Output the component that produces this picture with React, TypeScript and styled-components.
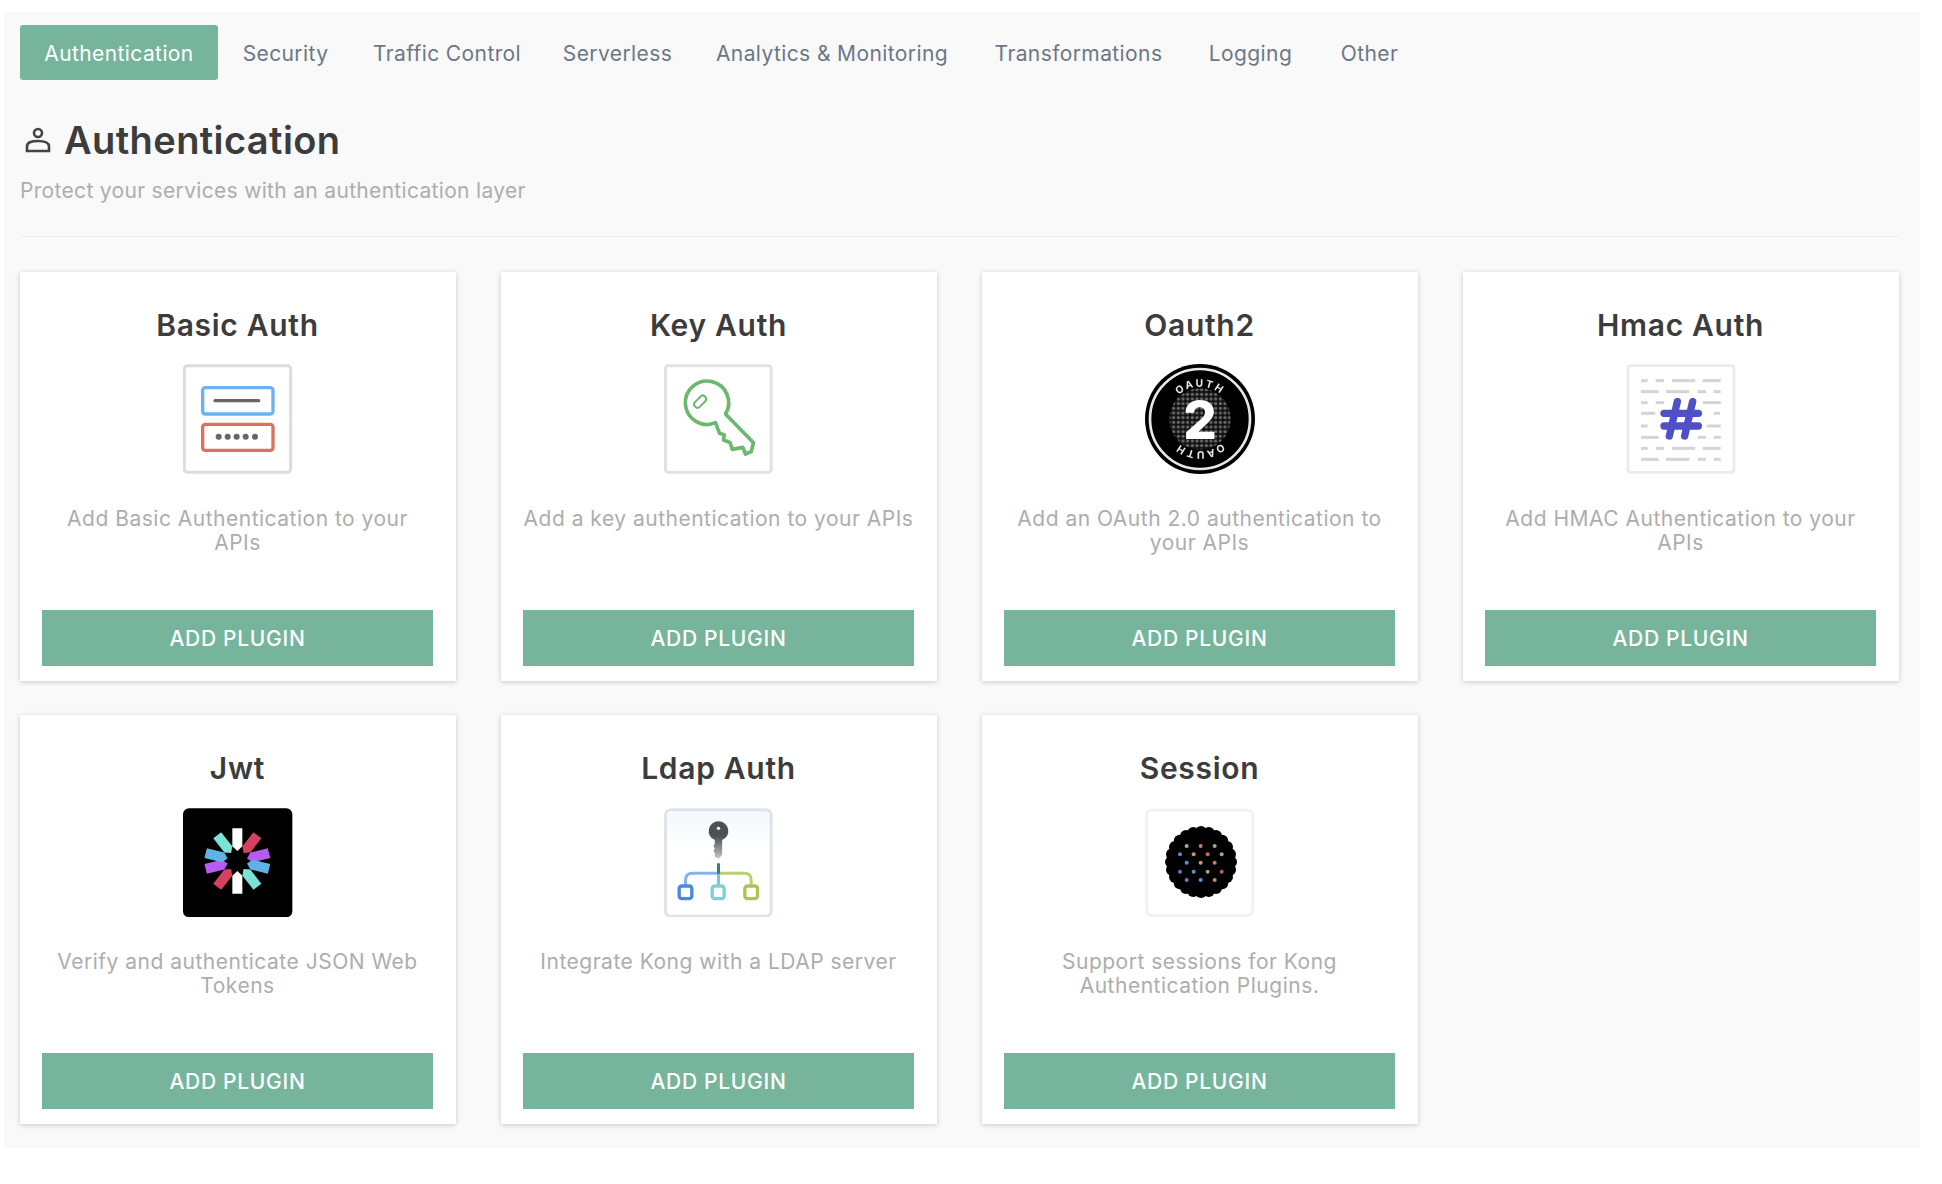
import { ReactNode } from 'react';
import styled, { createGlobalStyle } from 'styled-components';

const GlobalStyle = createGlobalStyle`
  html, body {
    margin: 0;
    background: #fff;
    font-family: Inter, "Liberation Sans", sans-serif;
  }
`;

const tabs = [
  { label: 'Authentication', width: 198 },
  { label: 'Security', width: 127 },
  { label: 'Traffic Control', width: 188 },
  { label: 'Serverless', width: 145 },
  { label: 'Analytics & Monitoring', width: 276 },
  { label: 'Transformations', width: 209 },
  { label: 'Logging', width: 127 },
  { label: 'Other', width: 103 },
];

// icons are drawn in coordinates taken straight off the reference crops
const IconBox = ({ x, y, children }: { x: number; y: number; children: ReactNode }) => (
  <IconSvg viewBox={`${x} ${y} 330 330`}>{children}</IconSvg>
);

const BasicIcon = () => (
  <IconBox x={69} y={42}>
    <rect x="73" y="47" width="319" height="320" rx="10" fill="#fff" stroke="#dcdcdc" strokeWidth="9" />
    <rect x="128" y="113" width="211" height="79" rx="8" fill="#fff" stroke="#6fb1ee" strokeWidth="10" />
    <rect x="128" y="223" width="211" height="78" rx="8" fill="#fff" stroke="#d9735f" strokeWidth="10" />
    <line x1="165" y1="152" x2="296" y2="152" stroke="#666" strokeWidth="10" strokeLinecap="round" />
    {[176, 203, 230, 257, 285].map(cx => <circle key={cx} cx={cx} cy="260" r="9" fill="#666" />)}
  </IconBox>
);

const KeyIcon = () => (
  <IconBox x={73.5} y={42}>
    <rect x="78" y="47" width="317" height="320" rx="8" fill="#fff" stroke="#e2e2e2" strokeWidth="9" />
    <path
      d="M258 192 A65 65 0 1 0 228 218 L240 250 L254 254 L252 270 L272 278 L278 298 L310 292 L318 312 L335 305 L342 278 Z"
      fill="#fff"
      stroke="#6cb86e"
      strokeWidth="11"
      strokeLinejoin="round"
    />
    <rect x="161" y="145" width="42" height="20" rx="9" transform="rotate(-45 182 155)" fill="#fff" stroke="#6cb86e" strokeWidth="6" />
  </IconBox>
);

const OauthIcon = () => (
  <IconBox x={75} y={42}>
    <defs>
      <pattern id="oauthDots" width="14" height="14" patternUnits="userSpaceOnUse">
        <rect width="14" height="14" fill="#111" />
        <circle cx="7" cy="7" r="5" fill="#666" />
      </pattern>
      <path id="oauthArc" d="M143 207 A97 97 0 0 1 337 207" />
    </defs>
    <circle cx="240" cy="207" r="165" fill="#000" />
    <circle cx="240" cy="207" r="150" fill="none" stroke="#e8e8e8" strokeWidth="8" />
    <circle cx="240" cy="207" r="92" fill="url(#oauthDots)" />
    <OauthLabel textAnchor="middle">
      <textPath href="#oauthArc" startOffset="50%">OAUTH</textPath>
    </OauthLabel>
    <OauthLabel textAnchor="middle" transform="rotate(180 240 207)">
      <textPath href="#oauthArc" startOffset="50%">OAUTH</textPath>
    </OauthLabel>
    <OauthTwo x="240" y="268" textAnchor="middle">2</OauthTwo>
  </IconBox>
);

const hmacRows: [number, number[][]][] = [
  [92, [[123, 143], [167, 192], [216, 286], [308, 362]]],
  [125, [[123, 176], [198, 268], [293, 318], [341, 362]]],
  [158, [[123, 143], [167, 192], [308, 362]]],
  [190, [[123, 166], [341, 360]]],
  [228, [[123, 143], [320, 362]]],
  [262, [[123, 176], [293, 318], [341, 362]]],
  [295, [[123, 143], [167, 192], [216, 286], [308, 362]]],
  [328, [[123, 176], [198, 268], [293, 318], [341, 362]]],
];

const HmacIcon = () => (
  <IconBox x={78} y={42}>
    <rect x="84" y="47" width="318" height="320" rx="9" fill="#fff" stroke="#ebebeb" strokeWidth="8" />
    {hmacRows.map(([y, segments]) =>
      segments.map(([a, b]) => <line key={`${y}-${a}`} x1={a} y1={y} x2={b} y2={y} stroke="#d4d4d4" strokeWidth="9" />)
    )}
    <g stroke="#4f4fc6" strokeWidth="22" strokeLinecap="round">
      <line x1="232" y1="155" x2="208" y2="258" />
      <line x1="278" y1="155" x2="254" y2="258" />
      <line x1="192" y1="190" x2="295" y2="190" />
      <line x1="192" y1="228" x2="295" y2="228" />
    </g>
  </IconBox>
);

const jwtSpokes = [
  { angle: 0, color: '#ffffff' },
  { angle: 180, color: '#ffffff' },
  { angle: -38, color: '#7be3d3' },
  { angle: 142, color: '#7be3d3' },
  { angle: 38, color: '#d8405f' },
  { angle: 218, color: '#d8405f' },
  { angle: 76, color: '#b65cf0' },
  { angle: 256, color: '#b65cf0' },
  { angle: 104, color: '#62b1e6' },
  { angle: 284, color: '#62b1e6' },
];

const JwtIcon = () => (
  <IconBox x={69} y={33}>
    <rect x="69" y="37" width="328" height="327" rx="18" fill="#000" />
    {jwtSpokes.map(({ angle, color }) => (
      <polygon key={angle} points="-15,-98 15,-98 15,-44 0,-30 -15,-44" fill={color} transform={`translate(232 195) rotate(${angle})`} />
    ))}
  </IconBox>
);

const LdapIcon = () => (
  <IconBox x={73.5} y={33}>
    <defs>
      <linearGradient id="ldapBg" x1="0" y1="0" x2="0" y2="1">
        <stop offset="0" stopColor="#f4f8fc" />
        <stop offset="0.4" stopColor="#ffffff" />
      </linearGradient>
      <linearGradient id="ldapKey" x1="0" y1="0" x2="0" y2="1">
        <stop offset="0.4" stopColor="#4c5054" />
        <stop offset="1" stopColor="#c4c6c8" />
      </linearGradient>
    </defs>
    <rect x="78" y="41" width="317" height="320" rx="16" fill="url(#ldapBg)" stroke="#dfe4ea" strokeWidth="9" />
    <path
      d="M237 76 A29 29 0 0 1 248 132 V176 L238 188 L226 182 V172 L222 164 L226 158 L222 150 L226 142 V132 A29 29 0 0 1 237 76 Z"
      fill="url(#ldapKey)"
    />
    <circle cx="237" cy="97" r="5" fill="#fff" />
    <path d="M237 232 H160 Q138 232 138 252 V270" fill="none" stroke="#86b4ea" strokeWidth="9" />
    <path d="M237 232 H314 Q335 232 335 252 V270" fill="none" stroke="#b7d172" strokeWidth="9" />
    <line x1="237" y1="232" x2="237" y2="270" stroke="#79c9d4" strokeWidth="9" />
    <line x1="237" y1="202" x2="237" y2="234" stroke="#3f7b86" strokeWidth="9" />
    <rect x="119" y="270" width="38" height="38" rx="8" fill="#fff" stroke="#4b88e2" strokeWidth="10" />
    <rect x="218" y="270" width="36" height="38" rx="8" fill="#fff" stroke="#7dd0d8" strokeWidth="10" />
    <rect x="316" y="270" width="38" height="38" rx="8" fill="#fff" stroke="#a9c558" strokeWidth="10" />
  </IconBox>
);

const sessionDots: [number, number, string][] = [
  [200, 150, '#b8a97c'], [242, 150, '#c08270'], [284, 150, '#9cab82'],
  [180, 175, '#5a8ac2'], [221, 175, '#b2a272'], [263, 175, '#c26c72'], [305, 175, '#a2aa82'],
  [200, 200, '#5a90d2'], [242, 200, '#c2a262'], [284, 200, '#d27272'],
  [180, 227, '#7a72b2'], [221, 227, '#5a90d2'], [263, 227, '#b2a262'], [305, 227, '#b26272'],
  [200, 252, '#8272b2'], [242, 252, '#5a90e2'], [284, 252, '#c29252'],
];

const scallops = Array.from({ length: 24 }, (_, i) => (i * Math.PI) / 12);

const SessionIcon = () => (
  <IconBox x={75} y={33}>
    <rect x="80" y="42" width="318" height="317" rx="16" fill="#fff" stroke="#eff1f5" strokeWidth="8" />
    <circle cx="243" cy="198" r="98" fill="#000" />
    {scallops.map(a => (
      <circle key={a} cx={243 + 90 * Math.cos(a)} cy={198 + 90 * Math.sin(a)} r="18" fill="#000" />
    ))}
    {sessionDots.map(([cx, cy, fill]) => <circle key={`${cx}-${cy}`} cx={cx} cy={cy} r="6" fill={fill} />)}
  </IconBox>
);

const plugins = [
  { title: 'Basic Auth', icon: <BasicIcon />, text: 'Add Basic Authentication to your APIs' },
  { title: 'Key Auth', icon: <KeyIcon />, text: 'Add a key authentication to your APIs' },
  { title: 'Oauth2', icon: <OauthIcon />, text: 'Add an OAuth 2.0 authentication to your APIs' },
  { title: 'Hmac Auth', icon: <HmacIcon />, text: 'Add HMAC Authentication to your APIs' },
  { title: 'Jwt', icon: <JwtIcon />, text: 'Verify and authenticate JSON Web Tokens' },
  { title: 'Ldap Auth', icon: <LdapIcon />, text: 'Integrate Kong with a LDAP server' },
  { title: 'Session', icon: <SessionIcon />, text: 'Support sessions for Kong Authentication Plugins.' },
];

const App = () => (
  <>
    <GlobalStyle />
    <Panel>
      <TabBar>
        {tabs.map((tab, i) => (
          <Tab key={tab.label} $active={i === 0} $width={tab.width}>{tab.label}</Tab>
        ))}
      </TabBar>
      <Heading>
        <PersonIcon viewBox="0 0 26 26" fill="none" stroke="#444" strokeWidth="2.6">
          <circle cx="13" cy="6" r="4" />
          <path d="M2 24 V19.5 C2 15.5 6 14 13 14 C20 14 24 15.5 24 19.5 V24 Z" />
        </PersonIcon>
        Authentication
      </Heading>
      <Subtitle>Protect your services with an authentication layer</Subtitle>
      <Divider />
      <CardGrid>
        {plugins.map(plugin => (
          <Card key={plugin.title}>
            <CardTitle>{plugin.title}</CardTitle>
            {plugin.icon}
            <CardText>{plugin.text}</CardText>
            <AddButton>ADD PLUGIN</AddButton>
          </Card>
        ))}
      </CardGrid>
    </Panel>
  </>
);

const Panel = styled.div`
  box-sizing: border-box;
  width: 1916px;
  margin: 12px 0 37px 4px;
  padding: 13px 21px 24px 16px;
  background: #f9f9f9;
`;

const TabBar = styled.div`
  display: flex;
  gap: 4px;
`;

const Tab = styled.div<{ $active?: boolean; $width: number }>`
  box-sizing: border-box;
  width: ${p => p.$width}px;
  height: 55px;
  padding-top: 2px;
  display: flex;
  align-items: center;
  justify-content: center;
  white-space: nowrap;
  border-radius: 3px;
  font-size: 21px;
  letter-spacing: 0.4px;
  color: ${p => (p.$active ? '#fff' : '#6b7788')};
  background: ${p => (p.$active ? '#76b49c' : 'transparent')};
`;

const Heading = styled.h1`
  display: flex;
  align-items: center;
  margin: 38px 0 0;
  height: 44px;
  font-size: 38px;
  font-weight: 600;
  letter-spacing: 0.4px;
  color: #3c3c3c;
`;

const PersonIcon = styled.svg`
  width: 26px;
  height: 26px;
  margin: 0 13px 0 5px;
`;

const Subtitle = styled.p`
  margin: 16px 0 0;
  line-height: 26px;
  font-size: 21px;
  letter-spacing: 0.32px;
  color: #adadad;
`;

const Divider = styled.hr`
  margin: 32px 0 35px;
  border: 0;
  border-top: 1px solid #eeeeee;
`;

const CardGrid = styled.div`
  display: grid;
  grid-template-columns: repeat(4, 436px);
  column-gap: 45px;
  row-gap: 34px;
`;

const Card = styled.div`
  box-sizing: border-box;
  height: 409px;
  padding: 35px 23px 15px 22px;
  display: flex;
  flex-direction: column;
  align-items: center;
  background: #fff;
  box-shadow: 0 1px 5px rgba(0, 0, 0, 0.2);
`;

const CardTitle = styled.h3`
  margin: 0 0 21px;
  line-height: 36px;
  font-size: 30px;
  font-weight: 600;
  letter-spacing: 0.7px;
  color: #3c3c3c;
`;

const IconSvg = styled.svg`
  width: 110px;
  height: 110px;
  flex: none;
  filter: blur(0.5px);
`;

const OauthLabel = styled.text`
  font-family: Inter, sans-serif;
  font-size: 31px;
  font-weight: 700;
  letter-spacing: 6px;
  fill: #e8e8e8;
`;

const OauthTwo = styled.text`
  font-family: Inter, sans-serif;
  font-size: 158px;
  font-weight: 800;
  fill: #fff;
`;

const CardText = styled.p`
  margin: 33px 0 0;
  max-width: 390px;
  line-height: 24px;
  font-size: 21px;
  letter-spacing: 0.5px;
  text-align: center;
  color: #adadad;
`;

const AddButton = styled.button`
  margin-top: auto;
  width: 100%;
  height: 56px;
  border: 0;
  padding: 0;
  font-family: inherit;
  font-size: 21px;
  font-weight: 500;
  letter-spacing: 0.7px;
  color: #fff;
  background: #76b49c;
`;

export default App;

==================================================

**Description of the task:**
Pull out every line above that holds the word "components".

**Written solution:**
Output the component that produces this picture with React, TypeScript and styled-components.
import styled, { createGlobalStyle } from 'styled-components';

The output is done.